Mixture Density Network $\pi$ probabilities: Each element of the pis vector corresponds to the probability that the model will sample a point from that Gaussian component. Notice that the model has learned to draw from different distributions depending on what letters/strokes it is drawing


In [20]:
def gauss_plot(strokes, title, figsize = (20,2)):
    plt.figure(figsize=figsize)
    import matplotlib.mlab as mlab
    buff = 1 ; epsilon = 1e-4
    minx, maxx = np.min(strokes[:,0])-buff, np.max(strokes[:,0])+buff
    miny, maxy = np.min(strokes[:,1])-buff, np.max(strokes[:,1])+buff
    delta = abs(maxx-minx)/400. ;

    x = np.arange(minx, maxx, delta)
    y = np.arange(miny, maxy, delta)
    X, Y = np.meshgrid(x, y)
    Z = np.zeros_like(X)
    for i in range(strokes.shape[0]):
        gauss = mlab.bivariate_normal(X, Y, mux=strokes[i,0], muy=strokes[i,1], \
            sigmax=strokes[i,2], sigmay=strokes[i,3], sigmaxy=0) # sigmaxy=strokes[i,4] gives error
        Z += gauss/(np.max(gauss) + epsilon)

    plt.title(title, fontsize=20)
    plt.imshow(Z)
    
gauss_plot(strokes, "Stroke probability", figsize = (2*model.ascii_steps,4))


Stroke probability: The model as learned to predict diffuse distributions at the beginning of pen strokes and peaky distributions in the middle (where uncertainty in the next point's location is much lower)


In [21]:
# plots the stroke data (handwriting!)
def line_plot(strokes, title, figsize = (20,2)):
    plt.figure(figsize=figsize)
    eos_preds = np.where(strokes[:,-1] == 1)
    eos_preds = [0] + list(eos_preds[0]) + [-1] #add start and end indices
    for i in range(len(eos_preds)-1):
        start = eos_preds[i]+1
        stop = eos_preds[i+1]
        plt.plot(strokes[start:stop,0], strokes[start:stop,1],'b-', linewidth=2.0) #draw a stroke
    plt.title(title,  fontsize=20)
    plt.gca().invert_yaxis()
    plt.show()
    
line_plot(strokes, 'Line plot: "{}"'.format(args.text), figsize=(model.ascii_steps,2))

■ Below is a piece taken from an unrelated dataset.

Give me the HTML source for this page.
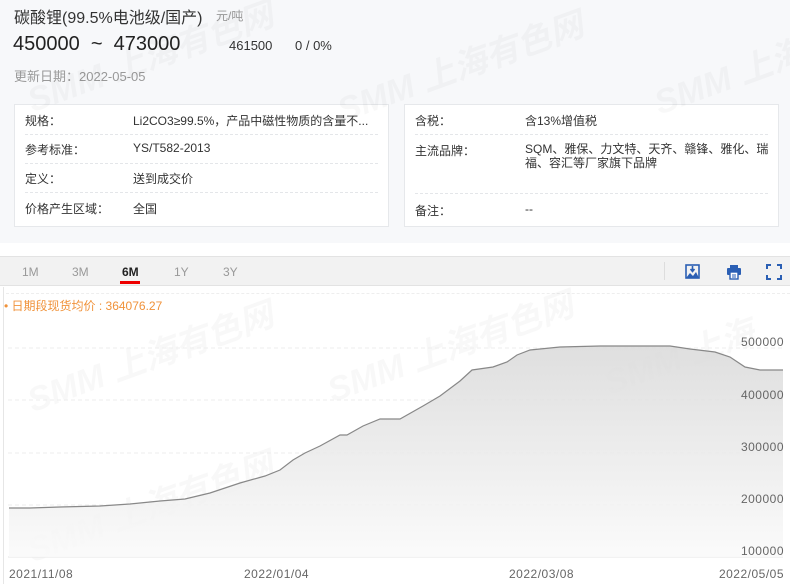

Line plot: Last but not least, let's generate some handwriting. Since the LSTMs' states start out as zeros, the model generally chooses a random style and then maintains that style for the rest of the sample. If you repeat the sampling a couple times, you'll see everything from messy, scrawling cursive to neat print. Each 'style' comes from one of the writers of the dataset.